■ THE TASK:
Retype only what runs from the beginning of the data through the line with "const yR = (v: number) => 390.7 - v * 30.2;"; please omit the pictures and keep every line exact.

■ RECORDED DATA:
○ ○ ○ ○

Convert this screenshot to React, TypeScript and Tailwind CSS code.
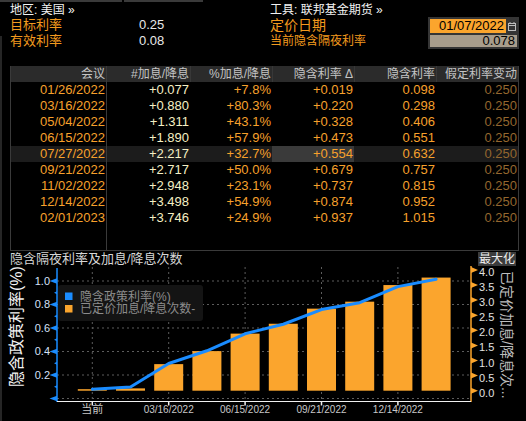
const rows = [
  ["01/26/2022", "+0.077", "+7.8%", "+0.019", "0.098", "0.250"],
  ["03/16/2022", "+0.880", "+80.3%", "+0.220", "0.298", "0.250"],
  ["05/04/2022", "+1.311", "+43.1%", "+0.328", "0.406", "0.250"],
  ["06/15/2022", "+1.890", "+57.9%", "+0.473", "0.551", "0.250"],
  ["07/27/2022", "+2.217", "+32.7%", "+0.554", "0.632", "0.250"],
  ["09/21/2022", "+2.717", "+50.0%", "+0.679", "0.757", "0.250"],
  ["11/02/2022", "+2.948", "+23.1%", "+0.737", "0.815", "0.250"],
  ["12/14/2022", "+3.498", "+54.9%", "+0.874", "0.952", "0.250"],
  ["02/01/2023", "+3.746", "+24.9%", "+0.937", "1.015", "0.250"],
];

const bars = [0, 0.077, 0.88, 1.311, 1.89, 2.217, 2.717, 2.948, 3.498, 3.746];
const rates = [0.078, 0.098, 0.298, 0.406, 0.551, 0.632, 0.757, 0.815, 0.952, 1.015];
const cx = (i: number) => 92.3 + 38.2 * i;
const yL = (v: number) => 398.5 - v * 117.5;
const yR = (v: number) => 390.7 - v * 30.2;

function Chart() {
  const leftTicks = [0, 0.2, 0.4, 0.6, 0.8, 1.0];
  const rightTicks = [0, 0.5, 1, 1.5, 2, 2.5, 3, 3.5, 4];
  const xLabels: [number, string][] = [[0, "当前"], [2, "03/16/2022"], [4, "06/15/2022"], [6, "09/21/2022"], [8, "12/14/2022"]];
  return (
    <svg width="524" height="155" viewBox="2 266 524 155" className="block">
      {/* grid */}
      {leftTicks.map((t) => (
        <line key={"h" + t} x1="57" x2="471" y1={yL(t)} y2={yL(t)} stroke="#5c5c5c" strokeDasharray="2 3" />
      ))}
      {xLabels.map(([i]) => (
        <line key={"v" + i} x1={cx(i)} x2={cx(i)} y1="267" y2="401" stroke="#5c5c5c" strokeDasharray="2 3" />
      ))}

      {/* bars */}
      {bars.map((v, i) => {
        const h = Math.max(v * 30.2, 1.5);
        return <rect key={i} x={cx(i) - 14.5} y={390.7 - h} width="29" height={h} fill="#fba52d" />;
      })}

      {/* implied rate line */}
      <polyline
        points={rates.map((v, i) => `${cx(i)},${yL(v)}`).join(" ")}
        fill="none"
        stroke="#1a8cff"
        strokeWidth="3"
        strokeLinejoin="round"
        strokeLinecap="round"
      />

      {/* left axis */}
      <line x1="57" x2="57" y1="268" y2="402" stroke="#1a8cff" strokeWidth="1.5" />
      {leftTicks.map((t) => (
        <g key={"lt" + t}>
          <polygon points={`57,${yL(t) - 2.7} 57,${yL(t) + 2.7} 49.5,${yL(t)}`} fill="#1a8cff" />
          {t > 0 && (
            <text x="50" y={yL(t) + 3.5} textAnchor="end" fontSize="11" fill="#d6e2fa">
              {t.toFixed(1)}
            </text>
          )}
        </g>
      ))}
      {[0.1, 0.3, 0.5, 0.7, 0.9].map((t) => (
        <polygon key={"m" + t} points={`57,${yL(t) - 1.5} 57,${yL(t) + 1.5} 54,${yL(t)}`} fill="#1a8cff" />
      ))}
      <text x="22" y="387" transform="rotate(-90 22 387)" fontSize="16" fill="#f2f2f2">
        隐含政策利率(%)
      </text>

      {/* right axis */}
      <line x1="471" x2="471" y1="266" y2="402" stroke="#fba52d" strokeWidth="1.5" />
      {rightTicks.map((t) => (
        <g key={"rt" + t}>
          <polygon points={`471,${yR(t) - 3} 471,${yR(t) + 3} 478,${yR(t)}`} fill="#fba52d" />
          <text x="479" y={yR(t) + 6} fontSize="11" fill="#e2e2e2">
            {t.toFixed(1)}
          </text>
        </g>
      ))}
      <text x="502" y="271" transform="rotate(90 502 271)" fontSize="14" fill="#bdbdbd">
        已定价加息/降息次...
      </text>

      {/* x axis */}
      <line x1="57" x2="471" y1="401.5" y2="401.5" stroke="#f0f0f0" strokeWidth="1.2" />
      {xLabels.map(([i, s]) => (
        <g key={"x" + i}>
          <line x1={cx(i)} x2={cx(i)} y1="402" y2="405.5" stroke="#f0f0f0" strokeWidth="1.5" />
          <text x={cx(i)} y="413" textAnchor="middle" fontSize={i === 0 ? 11 : 10} fill="#c8c8c8">
            {s}
          </text>
        </g>
      ))}

      {/* legend */}
      <rect x="58" y="285" width="145" height="36" rx="3" fill="#141414" />
      <rect x="65" y="292.5" width="7.5" height="7.5" fill="#1a8cff" />
      <rect x="65" y="305" width="7.5" height="7.5" fill="#fba52d" />
      <text x="80" y="300.5" fontSize="12" fill="#8c8c8c">隐含政策利率(%)</text>
      <text x="80" y="313" fontSize="12" fill="#8c8c8c">已定价加息/降息次数-</text>
    </svg>
  );
}

export default function App() {
  const cols = "grid grid-cols-[96px_83px_82px_82px_82px_82px] h-[16px] leading-[16px]";
  return (
    <div className="w-[526px] h-[421px] bg-black overflow-hidden flex flex-col font-['Liberation_Sans','Noto_Sans_CJK_SC',sans-serif]">
      <div className="flex h-[2px] shrink-0">
        <div className="w-[122px] bg-[#3a3a3a]" />
        <div className="w-[2px]" />
        <div className="w-[79px] bg-[#3a3a3a]" />
      </div>
      <div className="flex flex-1">
        <div className="w-[2px] flex flex-col">
          <div className="h-[34px]" />
          <div className="flex-1 bg-[#262626]" />
        </div>
        <div className="flex-1 flex flex-col">
          {/* header */}
          <div className="flex pl-[8px] pt-px">
            <div className="w-[260px] flex flex-col">
              <div className="h-[14px] leading-[14px] text-[12px] text-[#f2f2f2]">地区: 美国 »</div>
              <div className="h-[16px] flex items-center">
                <span className="w-[129px] text-[13px] text-[#f39a1e]">目标利率</span>
                <span className="text-[13px] text-[#e8e8e8]">0.25</span>
              </div>
              <div className="h-[16px] flex items-center">
                <span className="w-[129px] text-[13px] text-[#f39a1e]">有效利率</span>
                <span className="text-[13px] text-[#e8e8e8]">0.08</span>
              </div>
            </div>
            <div className="flex flex-col">
              <div className="h-[14px] leading-[14px] text-[12px] text-[#f2f2f2]">工具: 联邦基金期货 »</div>
              <div className="flex">
                <div className="w-[158px] flex flex-col">
                  <div className="h-[16px] flex items-center text-[14px] text-[#f39a1e]">定价日期</div>
                  <div className="h-[16px] flex items-center text-[12px] text-[#f39a1e]">当前隐含隔夜利率</div>
                </div>
                <div className="w-[91px] h-[32px] bg-[#353535] p-[2px] flex flex-col gap-[2px]">
                  <div className="flex h-[14px] gap-px">
                    <div className="w-[76px] bg-[#fba52d] text-black text-[13px] leading-[14px] text-right pr-[2px]">01/07/2022</div>
                    <div className="flex-1 flex items-center justify-center">
                      <svg width="8" height="9" viewBox="0 0 8 9">
                        <rect x="0.5" y="1.5" width="7" height="7" fill="none" stroke="#bdbdbd" />
                        <line x1="0.5" x2="7.5" y1="3.5" y2="3.5" stroke="#bdbdbd" />
                        <line x1="2" x2="2" y1="0" y2="2" stroke="#bdbdbd" />
                        <line x1="6" x2="6" y1="0" y2="2" stroke="#bdbdbd" />
                      </svg>
                    </div>
                  </div>
                  <div className="h-[12px] bg-[#a89d8c] text-black text-[13px] leading-[12px] text-right pr-[2px]">0.078</div>
                </div>
              </div>
            </div>
          </div>

          {/* table */}
          <div className="pl-[8px] mt-[17px]">
            <div className="w-[509px] border-l border-r border-b border-[#3a3a3a]">
              <div className={`${cols} bg-[#2b2b2b] text-[12px] text-[#c4c4c4]`}>
                <div className="border-r border-[#3a3a3a] text-right pr-px">会议</div>
                <div className="text-right pr-px">#加息/降息</div>
                <div className="border-l border-[#383838] text-right pr-px">%加息/降息</div>
                <div className="border-l border-[#383838] text-right pr-px">隐含利率 Δ</div>
                <div className="border-l border-[#383838] text-right pr-px">隐含利率</div>
                <div className="border-l border-[#383838] text-right pr-px">假定利率变动</div>
              </div>
              {rows.map((r, i) => (
                <div key={r[0]} className={`${cols} text-[13px] ${i === 4 ? "bg-[#1c1c1c]" : ""}`}>
                  <div className="border-r border-[#3a3a3a] text-right pr-px text-[#f7a12c]">{r[0]}</div>
                  <div className="text-right pr-px text-[#f5efc4]">{r[1]}</div>
                  <div className="text-right pr-px text-[#f7a12c]">{r[2]}</div>
                  <div className={`text-right pr-px text-[#f7a12c] ${i === 4 ? "bg-[#3a3a3a]" : ""}`}>{r[3]}</div>
                  <div className="text-right pr-px text-[#f7a12c]">{r[4]}</div>
                  <div className="text-right pr-px text-[#94672f]">{r[5]}</div>
                </div>
              ))}
              <div className="h-[24px] flex">
                <div className="w-[96px] border-r border-[#3a3a3a]" />
              </div>
            </div>
          </div>

          {/* chart title */}
          <div className="h-[15px] flex items-center justify-between pl-[8px] pr-[10px]">
            <span className="text-[13px] leading-[15px] text-[#d6d6d6]">隐含隔夜利率及加息/降息次数</span>
            <span className="h-[14px] leading-[14px] px-[1px] bg-[#3c3c3c] text-[12px] text-[#ededed]">最大化</span>
          </div>

          <Chart />
        </div>
      </div>
    </div>
  );
}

○ ○ ○ ○

■ ANSWER BELOW:
Convert this screenshot to React, TypeScript and Tailwind CSS code.
const rows = [
  ["01/26/2022", "+0.077", "+7.8%", "+0.019", "0.098", "0.250"],
  ["03/16/2022", "+0.880", "+80.3%", "+0.220", "0.298", "0.250"],
  ["05/04/2022", "+1.311", "+43.1%", "+0.328", "0.406", "0.250"],
  ["06/15/2022", "+1.890", "+57.9%", "+0.473", "0.551", "0.250"],
  ["07/27/2022", "+2.217", "+32.7%", "+0.554", "0.632", "0.250"],
  ["09/21/2022", "+2.717", "+50.0%", "+0.679", "0.757", "0.250"],
  ["11/02/2022", "+2.948", "+23.1%", "+0.737", "0.815", "0.250"],
  ["12/14/2022", "+3.498", "+54.9%", "+0.874", "0.952", "0.250"],
  ["02/01/2023", "+3.746", "+24.9%", "+0.937", "1.015", "0.250"],
];

const bars = [0, 0.077, 0.88, 1.311, 1.89, 2.217, 2.717, 2.948, 3.498, 3.746];
const rates = [0.078, 0.098, 0.298, 0.406, 0.551, 0.632, 0.757, 0.815, 0.952, 1.015];
const cx = (i: number) => 92.3 + 38.2 * i;
const yL = (v: number) => 398.5 - v * 117.5;
const yR = (v: number) => 390.7 - v * 30.2;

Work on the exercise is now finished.